Hast du alle Treiber installiert?  Insbesondere für USB3 brauchst du die Treiber des Herstellers.


----------



## maxklimmek (27. Juni 2014)

Ja natürlich, alle Treiber istalliert. Die Board Treiber hab ich die vin der CD genommen. Jetzt wirst du sagen dass man immer die neuesten nehmen soll, aber ich zabe immer diese Treiber genommen und es gab auch ein gutes halbes Jahr keine Probleme damit.
Aber danke für deine schnelle Antwort.


----------



## Da_Vid (27. Juni 2014)

maxklimmek schrieb:


> Jetzt wirst du sagen dass man immer die neuesten nehmen soll, aber ich zabe immer diese Treiber genommen und es gab auch ein gutes halbes Jahr keine Probleme damit.

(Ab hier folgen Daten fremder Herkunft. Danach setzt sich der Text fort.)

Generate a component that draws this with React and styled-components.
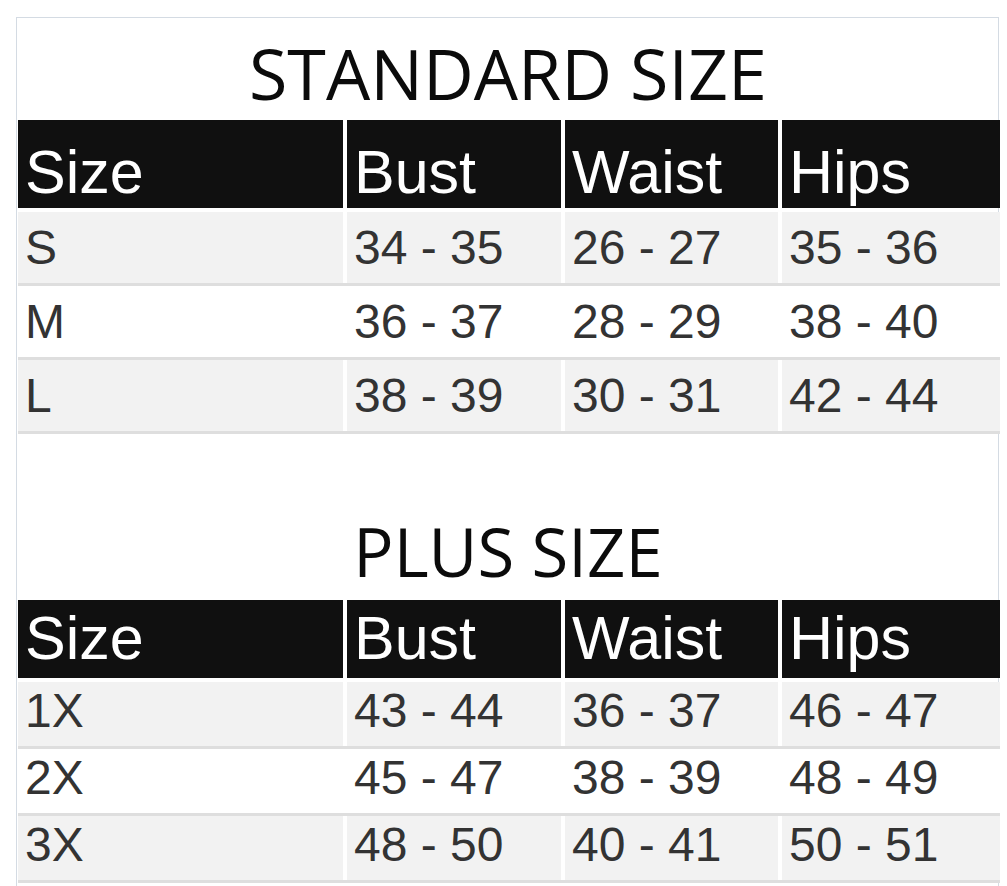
import styled, { createGlobalStyle } from "styled-components";

const GlobalStyle = createGlobalStyle`
  html, body {
    margin: 0;
    padding: 0;
    background: #ffffff;
  }
`;

const Frame = styled.div`
  box-sizing: border-box;
  width: 983px;
  margin: 17px 0 0 16px;
  padding: 0 0 3px 1px;
  border: 1px solid #d4dbe3;
  border-bottom: none;
  background: #ffffff;
`;

const Title = styled.h2`
  margin: ${(p) => p.$margin};
  height: ${(p) => p.$size}px;
  font-family: "Open Sans", "Liberation Sans", sans-serif;
  font-size: ${(p) => p.$size}px;
  font-weight: 400;
  line-height: 1;
  color: #0b0b0b;
  text-align: center;
`;

const Grid = styled.div`
  width: 982px;
  font-family: "Liberation Sans", Arial, sans-serif;
`;

const Row = styled.div`
  display: grid;
  grid-template-columns: 325px 214px 213px 218px;
  column-gap: 4px;
`;

const HeadRow = styled(Row)`
  height: ${(p) => p.$height}px;
`;

const HeadCell = styled.div`
  box-sizing: border-box;
  background: #101010;
  color: #ffffff;
  font-size: 61px;
  line-height: ${(p) => p.$lh}px;
  padding: ${(p) => p.$pt}px 0 0 7px;
  white-space: nowrap;
  overflow: hidden;
`;

const BodyRow = styled(Row)`
  height: ${(p) => p.$height}px;
  border-bottom: 3px solid #dedede;
  &:first-of-type {
    margin-top: 4px;
  }
`;

const Cell = styled.div`
  box-sizing: border-box;
  background: ${(p) => (p.$shade ? "#f2f2f2" : "#ffffff")};
  color: #333333;
  font-size: 48px;
  line-height: ${(p) => p.$lh}px;
  padding-left: 7px;
  white-space: nowrap;
`;

const Body = styled.div``;

const headers = ["Size", "Bust", "Waist", "Hips"];

const standard = [
  ["S", "34 - 35", "26 - 27", "35 - 36"],
  ["M", "36 - 37", "28 - 29", "38 - 40"],
  ["L", "38 - 39", "30 - 31", "42 - 44"],
];

const plus = [
  ["1X", "43 - 44", "36 - 37", "46 - 47"],
  ["2X", "45 - 47", "38 - 39", "48 - 49"],
  ["3X", "48 - 50", "40 - 41", "50 - 51"],
];

function SizeTable({ rows, head, row }) {
  return (
    <Grid role="table">
      <HeadRow role="row" $height={head.height}>
        {headers.map((h) => (
          <HeadCell key={h} role="columnheader" $lh={head.lh} $pt={head.pt}>
            {h}
          </HeadCell>
        ))}
      </HeadRow>
      <Body>
        {rows.map((r, i) => (
          <BodyRow key={r[0]} role="row" $height={row.height}>
            {r.map((v, j) => (
              <Cell key={j} role="cell" $shade={i % 2 === 0} $lh={row.lh}>
                {v}
              </Cell>
            ))}
          </BodyRow>
        ))}
      </Body>
    </Grid>
  );
}

export default function App() {
  return (
    <>
      <GlobalStyle />
      <Frame>
        <Title $size={70} $margin="20px 0 12px">
          STANDARD SIZE
        </Title>
        <SizeTable
          rows={standard}
          head={{ height: 88, lh: 72, pt: 16 }}
          row={{ height: 71, lh: 71 }}
        />
        <Title $size={67} $margin="84px 0 15px">
          PLUS SIZE
        </Title>
        <SizeTable
          rows={plus}
          head={{ height: 78, lh: 76, pt: 0 }}
          row={{ height: 64, lh: 57 }}
        />
      </Frame>
    </>
  );
}
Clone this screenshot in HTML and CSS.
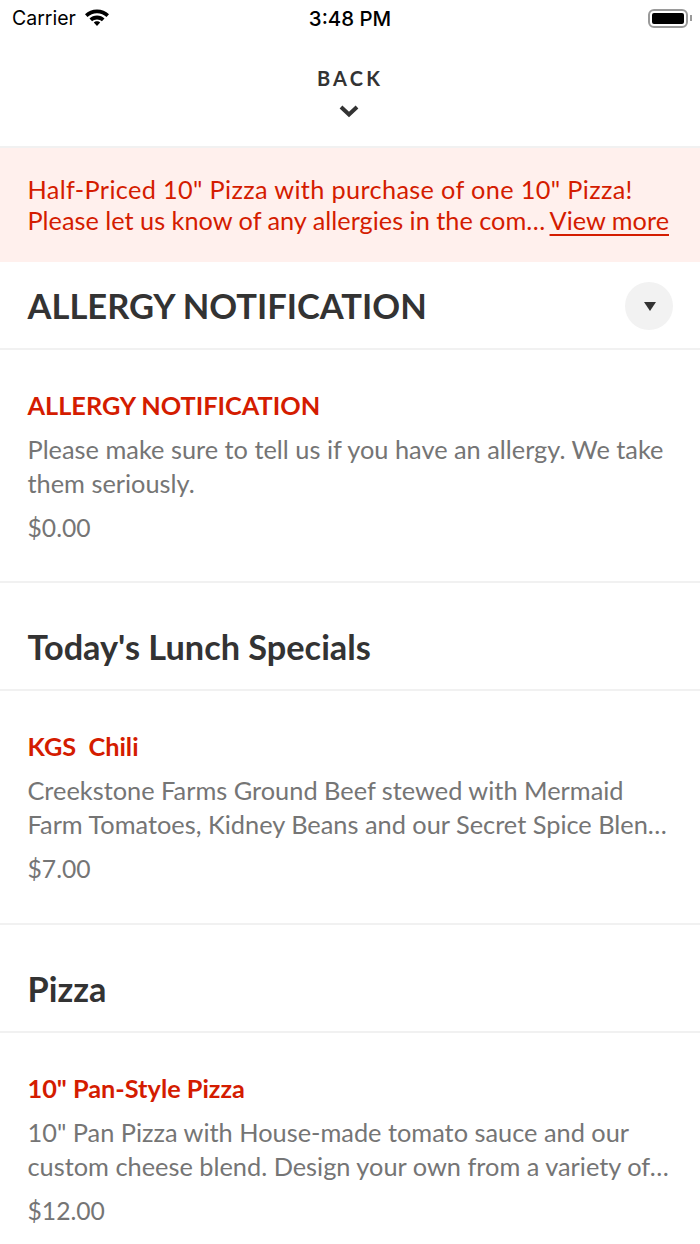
FILE: index.html
```html
<!DOCTYPE html>
<html lang="en">

<head>
  <meta charset="UTF-8">
  <meta name="viewport" content="width=device-width, initial-scale=1.0">
  <title>Menu</title>
  <link rel="stylesheet" href="styles.css">
</head>

<body>
  <div class="status-bar">
    <div class="status-left">
      <span>Carrier</span>
      <svg class="wifi" width="26" height="18" viewBox="0 0 26 18">
        <path d="M13 1.5C8.2 1.5 4.1 3.3 1 6.3l2.5 2.8C6 6.700 9.300 5.200 13 5.200s7 1.500 9.500 3.900L25 6.300C21.900 3.300 17.800 1.500 13 1.500z" />
        <path d="M13 7.500c-3 0-5.600 1.100-7.500 3l2.600 2.800c1.300-1.200 3-1.900 4.900-1.900s3.600.7 4.900 1.900l2.600-2.800c-1.900-1.900-4.500-3-7.500-3z" />
        <path d="M13 13.300c-1.300 0-2.400.5-3.200 1.300l3.200 3.300 3.200-3.300c-.8-.8-1.900-1.300-3.200-1.300z" />
      </svg>
    </div>
    <div class="status-time">3:48 PM</div>
    <div class="status-right">
      <div class="battery"><div class="battery-fill"></div></div>
      <div class="battery-cap"></div>
    </div>
  </div>

  <div class="back-bar">
    <div class="back-label">BACK</div>
    <svg class="back-chevron" width="22" height="14" viewBox="0 0 22 14">
      <path d="M3 3L11 10.500L19 3" />
    </svg>
  </div>

  <div class="notice">
    <div class="notice-first">Half-Priced 10" Pizza with purchase of one 10" Pizza!</div>
    <div class="notice-row">
      <span class="notice-text">Please let us know of any allergies in the com…</span>
      <a class="notice-link" href="#">View more</a>
    </div>
  </div>

  <section>
    <div class="section-head section-head-first">
      <h2 class="section-title section-title-big">ALLERGY NOTIFICATION</h2>
      <div class="toggle"><span class="toggle-arrow"></span></div>
    </div>
    <div class="item item-first">
      <h3 class="item-name">ALLERGY NOTIFICATION</h3>
      <p class="item-desc">Please make sure to tell us if you have an allergy. We take them seriously.</p>
      <div class="item-price">$0.00</div>
    </div>
  </section>

  <section>
    <div class="section-head">
      <h2 class="section-title">Today's Lunch Specials</h2>
    </div>
    <div class="item">
      <h3 class="item-name">KGS&nbsp; Chili</h3>
      <p class="item-desc">Creekstone Farms Ground Beef stewed with Mermaid<br>Farm Tomatoes, Kidney Beans and our Secret Spice Blen…</p>
      <div class="item-price">$7.00</div>
    </div>
  </section>

  <section>
    <div class="section-head">
      <h2 class="section-title">Pizza</h2>
    </div>
    <div class="item">
      <h3 class="item-name">10" Pan-Style Pizza</h3>
      <p class="item-desc">10" Pan Pizza with House-made tomato sauce and our<br>custom cheese blend. Design your own from a variety of…</p>
      <div class="item-price">$12.00</div>
    </div>
  </section>
</body>

</html>
```

FILE: styles.css
```css
html,
body {
  height: 1244px;
  overflow: hidden;
}

body {
  font-family: 'Lato', sans-serif;
  background-color: #ffffff;
  color: #333333;
  margin: 0;
}

h2,
h3,
p {
  margin: 0;
}

/* Status bar */
.status-bar {
  height: 36px;
  padding: 0 8px 0 12px;
  display: flex;
  align-items: center;
  justify-content: space-between;
  position: relative;
  font-family: 'Inter', sans-serif;
  color: #000000;
}

.status-left {
  display: flex;
  align-items: center;
  gap: 8px;
  font-size: 19.500px;
}

.wifi {
  fill: #000000;
  margin-top: -3px;
}

.status-time {
  position: absolute;
  left: 0;
  right: 0;
  text-align: center;
  font-size: 20.400px;
  font-weight: 500;
}

.status-right {
  display: flex;
  align-items: center;
  gap: 2px;
}

.battery {
  width: 40px;
  height: 19px;
  box-sizing: border-box;
  border: 2px solid #9a9a9a;
  border-radius: 6px;
  padding: 2px;
}

.battery-fill {
  height: 100%;
  background: #000000;
  border-radius: 2px;
}

.battery-cap {
  width: 2px;
  height: 6px;
  background: #9a9a9a;
}

/* Back */
.back-bar {
  height: 112px;
  box-sizing: border-box;
  border-bottom: 2px solid #f1f1f1;
  display: flex;
  flex-direction: column;
  align-items: center;
  padding-top: 30px;
}

.back-label {
  font-size: 20px;
  line-height: 24px;
  font-weight: 700;
  letter-spacing: 3.200px;
}

.back-chevron {
  margin-top: 14px;
  margin-right: 2px;
  fill: none;
  stroke: #333333;
  stroke-width: 4;
}

/* Banner */
.notice {
  background-color: #fff0ed;
  color: #d41c00;
  font-size: 25.300px;
  line-height: 31px;
  height: 114px;
  box-sizing: border-box;
  padding: 26px 31px 0 27.500px;
}

.notice-first {
  letter-spacing: 0.340px;
}

.notice-row {
  display: flex;
  justify-content: space-between;
  white-space: nowrap;
}

.notice-link {
  color: #d41c00;
  text-underline-offset: 4px;
}

/* Sections */
.section-head {
  height: 108px;
  box-sizing: border-box;
  padding: 0 27px 0 27.500px;
  display: flex;
  align-items: flex-end;
  justify-content: space-between;
  border-bottom: 2px solid #f1f1f1;
}

.section-head-first {
  height: 88px;
  align-items: center;
  padding-top: 2px;
}

.section-title {
  font-size: 34.300px;
  line-height: 40px;
  font-weight: 700;
  padding-bottom: 22px;
}

.section-head-first .section-title {
  font-size: 34.500px;
  padding-bottom: 0;
}

.toggle {
  width: 48px;
  height: 48px;
  border-radius: 50%;
  background-color: #f2f2f2;
  display: flex;
  align-items: center;
  justify-content: center;
}

.toggle-arrow {
  width: 0;
  height: 0;
  margin-left: 1px;
  border-left: 6px solid transparent;
  border-right: 6px solid transparent;
  border-top: 9px solid #333333;
}

.item {
  height: 234px;
  box-sizing: border-box;
  padding: 37px 28px 0 27.500px;
  border-bottom: 2px solid #f1f1f1;
}

.item-first {
  height: 233px;
}

.item-name {
  color: #d41c00;
  font-size: 25.300px;
  line-height: 36px;
  font-weight: 700;
}

.item-desc {
  color: #757575;
  font-size: 25.350px;
  line-height: 34px;
  margin-top: 9px;
}

.item-price {
  color: #757575;
  font-size: 24.700px;
  line-height: 34px;
  margin-top: 11px;
}
```
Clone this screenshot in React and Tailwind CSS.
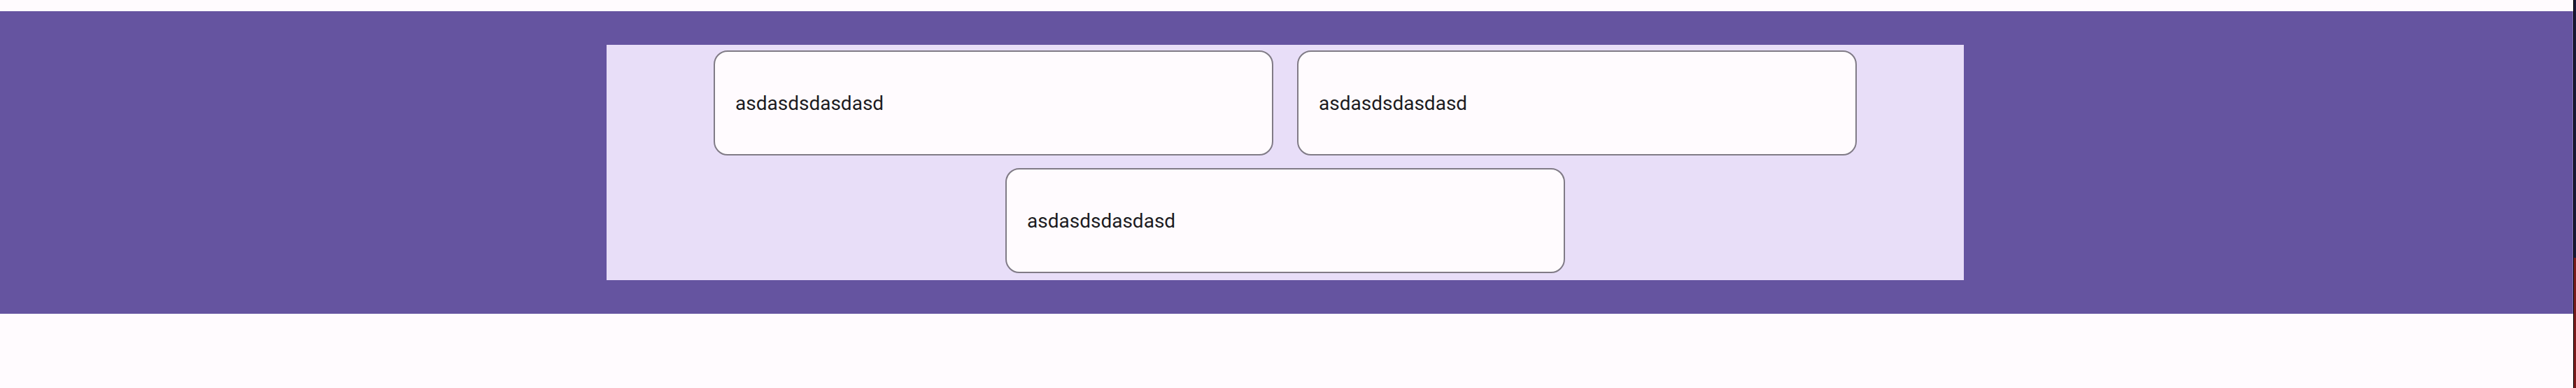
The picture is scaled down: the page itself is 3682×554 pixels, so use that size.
const items = ['asdasdsdasdasd', 'asdasdsdasdasd', 'asdasdsdasdasd']

function Card({ text }) {
  return (
    <div className="w-[800px] h-[150px] flex items-center pl-[29px] pt-[2px] rounded-[20px] border-2 border-[#807b86] bg-[#fffbfe]">
      <span className="text-[28px] leading-none text-[#1c1b1f]">{text}</span>
    </div>
  )
}

export default function App() {
  return (
    <div className="flex w-[3682px] h-[554px] overflow-hidden" style={{ fontFamily: 'Roboto, "Noto Sans", sans-serif' }}>
      {/* page */}
      <div className="flex-1 flex flex-col bg-[#fffbfe] pt-[16px]">
        <div className="h-[432px] flex justify-center items-start pt-[48px] pr-[3px] bg-[#6554a0] border-r border-[#8676b8]">
          <div className="w-[1940px] h-[336px] bg-[#e8def8] flex flex-wrap justify-center content-start gap-x-[34px] gap-y-[18px] pt-[8px]">
            {items.map((t, i) => (
              <Card key={i} text={t} />
            ))}
          </div>
        </div>
      </div>

      {/* window edge */}
      <div className="w-[4px] flex flex-col border-l border-black">
        <div className="h-[368px] bg-[#1a1936]" />
        <div className="flex-1 bg-[#7a1c1c]" />
      </div>
    </div>
  )
}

Weiß ja nicht wie oft der Hersteller seiner Treiber CD's aktualisiert - im Schlimmsten Fall sind da fast 2 Jahre alte Treiber drauf. Jeder wird dir sagen können dass das gerade in der Treiberwelt viel zu alt ist  Also tu dir die 5 Minuten Arbeit an und hol dir aktuelle


----------



## maxklimmek (27. Juni 2014)

Ja das kann/werde ich natürlich tun, aber wie gesagt: Es lief ja alles ewig tadellos MIT den alten CD Treibern. Woran kann das dun liegen?


----------